Pas de surprise donc si à partir de 1813, Ducoudray quittant le champ de bataille européen, devient un général des guerres d’indépendance aux Amériques. Pas de surprise non plus si trois ans après, il cesse d’être le confident et le chef d’état-major de Bolivar. Pourquoi, pas de surprises ? Parce qu’après la victoire de Waterloo, les Anglais ont pu quitter le champ de bataille européen pour celui des guerres d’indépendance aux Amériques. Ducoudray ne pouvait pas se retrouver aux côtés de ses pires ennemis d’hier ! Il s’est alors fait professeur de piano puis professeur de lettres aux USA. Qu’un général devienne professeur de lettres, je ne sais pourquoi, mais ça me le rend sympathique ! Et ce professeur décida d’écrire quelques mémoires, celles des luttes aux côtés de Lafayette, et celles liées à Bolivar qui sont un monument de plus de 500 pages.

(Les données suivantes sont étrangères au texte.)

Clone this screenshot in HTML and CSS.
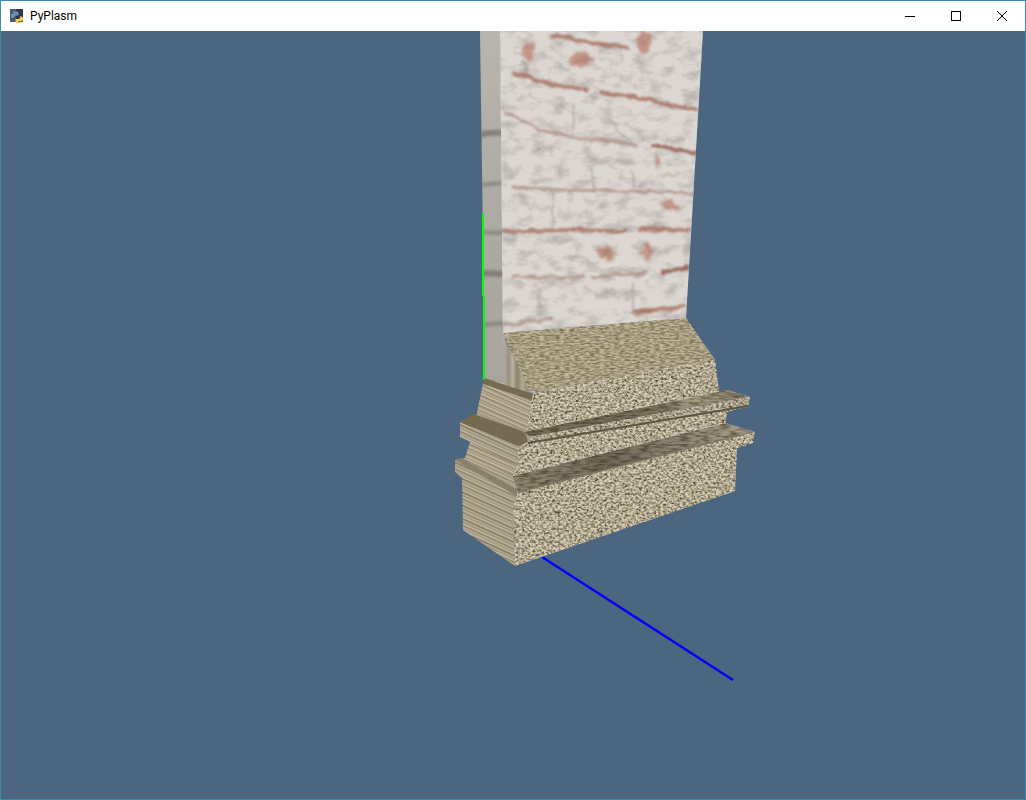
FILE: index.html
```html
<!DOCTYPE html>
<html lang="en">
<head>
<meta charset="utf-8">
<title>PyPlasm</title>
<link rel="stylesheet" href="styles.css">
</head>
<body>
<div class="window">
  <header class="titlebar">
    <svg class="app-icon" width="16" height="16" viewBox="0 0 16 16">
      <rect x="1" y="1" width="13" height="13" rx="1" fill="#27384f"/>
      <rect x="1" y="1" width="6" height="13" fill="#4a5a6e"/>
      <path d="M4 3.500h4a1.500 1.500 0 0 1 1.500 1.500v2.500H6.500A1.500 1.500 0 0 0 5 9v1H3.500A1.500 1.500 0 0 1 2 8.500V7a1.500 1.500 0 0 1 1.500-1.500H7V5H4z" fill="#6f93b8"/>
      <path d="M12 15H8a1.500 1.500 0 0 1-1.500-1.500V11h3A1.500 1.500 0 0 0 11 9.500V8.500h1.500A1.500 1.500 0 0 1 14 10v1.500a1.500 1.500 0 0 1-1.500 1.500H9v.5h3z" fill="#f4cf4e"/>
    </svg>
    <span class="title">PyPlasm</span>
    <div class="controls">
      <div class="control"><svg width="12" height="12" viewBox="0 0 12 12"><path d="M1 6.500h10" stroke="#000" fill="none"/></svg></div>
      <div class="control"><svg width="12" height="12" viewBox="0 0 12 12"><rect x="1.500" y="1.500" width="9" height="9" stroke="#000" fill="none"/></svg></div>
      <div class="control"><svg width="12" height="12" viewBox="0 0 12 12"><path d="M1 1l10 10M11 1L1 11" stroke="#000" fill="none"/></svg></div>
    </div>
  </header>
  <main class="viewport">
    <svg class="scene" width="1024" height="768" viewBox="1 31 1024 768">
      <defs>
        <filter id="stone" filterUnits="userSpaceOnUse" x="440" y="300" width="330" height="280" color-interpolation-filters="sRGB">
          <feTurbulence type="fractalNoise" baseFrequency="0.36 0.46" numOctaves="2" seed="7" result="n"/>
          <feColorMatrix in="n" type="matrix" values="1.250 0 0 0 0.2  1.250 0 0 0 0.19  1.250 0 0 0 0.17  0 0 0 0 1" result="g"/>
          <feBlend in="SourceGraphic" in2="g" mode="multiply" result="b"/>
          <feTurbulence type="fractalNoise" baseFrequency="0.28 0.33" numOctaves="2" seed="21" result="m"/>
          <feColorMatrix in="m" type="matrix" values="0 0 0 0 0.36  0 0 0 0 0.3  0 0 0 0 0.2  7 0 0 0 -4.550" result="speck"/>
          <feMerge result="t"><feMergeNode in="b"/><feMergeNode in="speck"/></feMerge>
          <feComposite in="t" in2="SourceGraphic" operator="in"/>
        </filter>
        <filter id="washtex" filterUnits="userSpaceOnUse" x="440" y="300" width="330" height="280" color-interpolation-filters="sRGB">
          <feTurbulence type="fractalNoise" baseFrequency="0.2 0.6" numOctaves="2" seed="5" result="n"/>
          <feColorMatrix in="n" type="matrix" values="0.8 0 0 0 0.45  0.8 0 0 0 0.44  0.8 0 0 0 0.42  0 0 0 0 1" result="g"/>
          <feBlend in="SourceGraphic" in2="g" mode="multiply" result="b"/>
          <feComposite in="b" in2="SourceGraphic" operator="in"/>
        </filter>
        <filter id="strip" filterUnits="userSpaceOnUse" x="440" y="300" width="330" height="280" color-interpolation-filters="sRGB">
          <feTurbulence type="fractalNoise" baseFrequency="0.1 0.45" numOctaves="2" seed="3" result="n"/>
          <feColorMatrix in="n" type="matrix" values="1 0 0 0 0.4  1 0 0 0 0.39  1 0 0 0 0.37  0 0 0 0 1" result="g"/>
          <feBlend in="SourceGraphic" in2="g" mode="multiply" result="b"/>
          <feComposite in="b" in2="SourceGraphic" operator="in"/>
        </filter>
        <filter id="plaster" filterUnits="userSpaceOnUse" x="495" y="31" width="215" height="310" color-interpolation-filters="sRGB">
          <feTurbulence type="fractalNoise" baseFrequency="0.06 0.09" numOctaves="3" seed="11" result="n"/>
          <feColorMatrix in="n" type="matrix" values="0.42 0 0 0 0.77  0.42 0 0 0 0.765  0.42 0 0 0 0.76  0 0 0 0 1" result="g"/>
          <feBlend in="SourceGraphic" in2="g" mode="multiply" result="b"/>
          <feComposite in="b" in2="SourceGraphic" operator="in"/>
        </filter>
        <filter id="rough" filterUnits="userSpaceOnUse" x="495" y="25" width="215" height="320">
          <feTurbulence type="fractalNoise" baseFrequency="0.09" numOctaves="2" seed="4" result="w"/>
          <feDisplacementMap in="SourceGraphic" in2="w" scale="6" xChannelSelector="R" yChannelSelector="G"/>
          <feGaussianBlur stdDeviation="1"/>
        </filter>
        <filter id="roughblur" filterUnits="userSpaceOnUse" x="495" y="25" width="215" height="320">
          <feTurbulence type="fractalNoise" baseFrequency="0.12" numOctaves="2" seed="9" result="w"/>
          <feDisplacementMap in="SourceGraphic" in2="w" scale="12" xChannelSelector="R" yChannelSelector="G"/>
          <feGaussianBlur stdDeviation="1.500"/>
        </filter>
        <filter id="blur1" filterUnits="userSpaceOnUse" x="470" y="25" width="50" height="360"><feGaussianBlur stdDeviation="1.500"/></filter>
        <clipPath id="wallclip"><polygon points="500,31 703,31 686,318 503,333"/></clipPath>
        <clipPath id="sideclip"><polygon points="480,31 500,31 505,340 507,382 485,380"/></clipPath>
        <linearGradient id="sidegrad" x1="0" y1="31" x2="0" y2="380" gradientUnits="userSpaceOnUse">
          <stop offset="0" stop-color="#b9b5ad"/>
          <stop offset=".5" stop-color="#aeaba4"/>
          <stop offset="1" stop-color="#a8a59f"/>
        </linearGradient>
        <linearGradient id="vstripes" x1="503" y1="0" x2="531" y2="0" gradientUnits="userSpaceOnUse">
          <stop offset="0" stop-color="#b9b2a0"/>
          <stop offset=".2" stop-color="#989080"/>
          <stop offset=".35" stop-color="#bdb29a"/>
          <stop offset=".5" stop-color="#8a826e"/>
          <stop offset=".7" stop-color="#b3a990"/>
          <stop offset=".85" stop-color="#988e78"/>
          <stop offset="1" stop-color="#a99f86"/>
        </linearGradient>
        <linearGradient id="stripe1" x1="0" y1="0" x2="-4" y2="9" gradientUnits="userSpaceOnUse" spreadMethod="repeat">
          <stop offset="0" stop-color="#ada287"/>
          <stop offset=".15" stop-color="#c3b89f"/>
          <stop offset=".28" stop-color="#938870"/>
          <stop offset=".42" stop-color="#b9ae94"/>
          <stop offset=".55" stop-color="#a1967c"/>
          <stop offset=".7" stop-color="#cbc1a8"/>
          <stop offset=".85" stop-color="#8f846b"/>
          <stop offset="1" stop-color="#ada287"/>
        </linearGradient>
        <linearGradient id="stripe2" x1="0" y1="0" x2="-5" y2="11" gradientUnits="userSpaceOnUse" spreadMethod="repeat">
          <stop offset="0" stop-color="#a59b85"/>
          <stop offset=".12" stop-color="#bfb69e"/>
          <stop offset=".25" stop-color="#7f7561"/>
          <stop offset=".38" stop-color="#b7ad95"/>
          <stop offset=".5" stop-color="#9a907a"/>
          <stop offset=".62" stop-color="#c3baa3"/>
          <stop offset=".75" stop-color="#8d836d"/>
          <stop offset=".88" stop-color="#b3a890"/>
          <stop offset="1" stop-color="#a59b85"/>
        </linearGradient>
        <linearGradient id="ledgegrad" x1="518" y1="0" x2="755" y2="0" gradientUnits="userSpaceOnUse">
          <stop offset="0" stop-color="#8d8470"/>
          <stop offset=".28" stop-color="#7e7663"/>
          <stop offset=".34" stop-color="#6f6756"/>
          <stop offset=".7" stop-color="#8f8775"/>
          <stop offset="1" stop-color="#a89f8a"/>
        </linearGradient>
        <linearGradient id="capgrad" x1="523" y1="0" x2="750" y2="0" gradientUnits="userSpaceOnUse">
          <stop offset="0" stop-color="#766b56"/>
          <stop offset=".6" stop-color="#7b715c"/>
          <stop offset=".75" stop-color="#a89d84"/>
          <stop offset="1" stop-color="#857b66"/>
        </linearGradient>
      </defs>

      <!-- wall side -->
      <polygon points="480,31 500,31 505,340 507,382 485,380" fill="url(#sidegrad)"/>
      <g clip-path="url(#sideclip)">
        <g filter="url(#blur1)">
          <path class="side-band" d="M478 135Q490 132 504 133"/>
          <path class="side-band thin" d="M478 185L504 183"/>
          <path class="side-band thin" d="M478 232L504 233"/>
          <path class="side-band" d="M478 273L504 274"/>
          <path class="side-band thin" d="M478 325L506 323"/>
        </g>
      </g>

      <!-- axes -->
      <path class="axis-green" d="M482.500 213V296M483.500 296V380"/>
      <path class="axis-blue" d="M542 557L733 680"/>

      <!-- wall front -->
      <polygon class="wall" points="500,31 703,31 686,318 503,333" filter="url(#plaster)"/>
      <g clip-path="url(#wallclip)">
        <g class="stains" filter="url(#roughblur)">
          <ellipse cx="529" cy="50" rx="7" ry="10"/>
          <ellipse cx="644" cy="42" rx="8" ry="11"/>
          <ellipse cx="581" cy="60" rx="11" ry="7"/>
          <ellipse cx="670" cy="206" rx="9" ry="5"/>
          <ellipse cx="606" cy="252" rx="9" ry="7"/>
          <ellipse cx="648" cy="251" rx="6" ry="9"/>
          <ellipse cx="657" cy="162" rx="3" ry="6"/>
          <ellipse cx="645" cy="312" rx="10" ry="3"/>
          <ellipse cx="655" cy="230" rx="12" ry="2"/>
        </g>
        <g class="mortar" filter="url(#rough)">
          <path d="M553 35L590 42L627 48"/>
          <path d="M515 73L550 84L587 90"/>
          <path d="M602 92L650 100L697 110"/>
          <path class="faint" d="M507 113L540 130L573 137L637 145"/>
          <path class="dark" d="M653 146L695 152"/>
          <path class="faint" d="M513 187L560 190L620 191L693 193"/>
          <path d="M502 232L560 230L627 231"/>
          <path d="M640 229L690 230"/>
          <path class="faint" d="M513 277L583 277"/>
          <path class="faint" d="M593 277L647 273"/>
          <path class="dark" d="M663 272L688 267"/>
          <path class="faint" d="M503 325L553 318"/>
          <path d="M633 312L685 307"/>
          <path class="thin" d="M553 193L553 227"/>
          <path class="thin" d="M633 283L633 313"/>
          <path class="thin" d="M540 287L540 317"/>
          <path class="thin" d="M575 105L572 130"/>
          <path class="thin" d="M524 60L528 75"/>
          <path class="thin" d="M632 170L635 187"/>
          <path class="thin" d="M590 170L596 188"/>
          <path class="thin" d="M610 120L625 140"/>
        </g>
      </g>

      <!-- pedestal: side faces -->
      <polygon points="503,335 531,393 485,380 507,382" fill="url(#vstripes)"/>
      <polygon class="under" points="485,380 533,397 530,442 520,447 518,466 512,478 470,442"/>
      <polygon points="483,383 533,400 527,432 477,413" fill="url(#stripe1)"/>
      <polygon points="476,425 525,445 519,466 470,442" fill="url(#stripe1)"/>
      <polygon points="470,442 520,465 512,478 465,458" fill="url(#stripe1)"/>
      <polygon points="460,422 520,447 518,466 460,437" fill="url(#stripe2)"/>
      <polygon points="465,458 512,475 518,492 455,460" fill="url(#stripe2)"/>
      <polygon points="455,460 518,492 513,508 515,566 463,530 462,478 455,472" fill="url(#stripe2)"/>
      <polygon class="ledge-dark" points="485,378 534,395 534,401 483,384"/>
      <polygon class="ledge-dark" points="460,422 473,414 525,432 528,442 520,447"/>
      <polygon class="ledge-mid" points="455,460 460,458 519,490 518,497"/>

      <!-- pedestal: front faces, back to front -->
      <polygon class="wash" points="503,333 686,318 715,360 667,370 531,393 530,392" filter="url(#washtex)"/>
      <g filter="url(#stone)">
        <polygon class="face" points="533,393 667,368 715,360 719,392 727,392 527,432"/>
        <polygon class="face" points="518,447 530,441 748,406 727,412 725,425 512,478 518,465"/>
        <polygon class="face" points="518,491 755,431 753,443 737,448 735,491 515,566 513,508"/>
      </g>
      <g filter="url(#strip)">
        <polygon fill="url(#capgrad)" points="523,432 727,390 750,397 530,437"/>
        <polygon fill="url(#ledgegrad)" points="512,476 725,423 755,432 518,492"/>
      </g>
      <polygon class="face-band" points="530,437 750,397 748,407 530,442" filter="url(#stone)"/>
      <polygon class="strip-line" points="528,442 748,405 748,407 528,444"/>
      <polygon class="strip-line soft" points="518,491 755,431 755,432 518,493"/>
    </svg>
  </main>
</div>
</body>
</html>
```

FILE: styles.css
```css
html, body {
  margin: 0;
  height: 100%;
  overflow: hidden;
}

.window {
  box-sizing: border-box;
  width: 1026px;
  height: 800px;
  display: flex;
  flex-direction: column;
  border: 1px solid #3b8dab;
  background: #4c6680;
}

.titlebar {
  height: 30px;
  flex: none;
  display: flex;
  align-items: center;
  background: #fff;
  font: 12px Roboto, "Liberation Sans", sans-serif;
  color: #000;
}

.app-icon {
  margin-left: 8px;
  flex: none;
}

.title {
  margin-left: 5px;
}

.controls {
  margin-left: auto;
  display: flex;
  height: 100%;
}

.control {
  width: 46px;
  display: flex;
  align-items: center;
  justify-content: center;
}

.viewport {
  flex: 1;
  min-height: 0;
  background: #4c6680;
}

.scene {
  display: block;
}

.axis-green {
  fill: none;
  stroke: #00ff00;
  stroke-width: 2;
  shape-rendering: crispEdges;
}

.axis-blue {
  fill: none;
  stroke: #0000ff;
  stroke-width: 2.500;
}

.side-band {
  fill: none;
  stroke: #6f6a66;
  stroke-width: 6;
  opacity: .7;
}

.side-band.thin {
  stroke-width: 4;
  opacity: .55;
}

.wall {
  fill: #dcd7d3;
}

.stains {
  fill: #a8543f;
  opacity: .5;
}

.mortar {
  fill: none;
  stroke: #a5705f;
  stroke-width: 4;
  stroke-linecap: round;
  opacity: .8;
}

.mortar .faint {
  stroke: #ad9186;
  stroke-width: 3;
}

.mortar .dark {
  stroke: #8d5648;
}

.mortar .thin {
  stroke: #a59c94;
  stroke-width: 1.500;
}

.under {
  fill: #a59a80;
}

.ledge-dark {
  fill: #75694f;
}

.ledge-mid {
  fill: #8a7f69;
}

.wash {
  fill: #c3b89a;
}

.face {
  fill: #d8cfb6;
}

.face-band {
  fill: #d0c7ae;
}

.strip-line {
  fill: #5d523f;
}

.strip-line.soft {
  fill: #7d735e;
}
```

 Karl Marx, invité à écrire sur Bolivar, prendra Ducoudray-Holstein (il était en fait franco-allemand) comme référence pour trois raisons : le général trace de Bolivar le portrait le plus critique qu’on connaisse, ce portrait confortait Marx dans son mépris envers les Espagnols, et c’était l’occasion de faire tomber de son piédestal, une notoriété usurpée avec l’aide de la classe dominante. Quand Ducoudray publie son livre en anglais, Bolivar n’est pas encore mort, il n’est pas déjà sacralisé : il s’agit alors d’un simple témoignage.

 Je viens d’apprendre que le livre de Ducoudray a été traduit en espagnol… en 2010. D’avoir été cité par Marx n’a pas été une source de succès. Quant à la France, personne ne pense à le traduire, Bolivar ne le mérite pas ! (1)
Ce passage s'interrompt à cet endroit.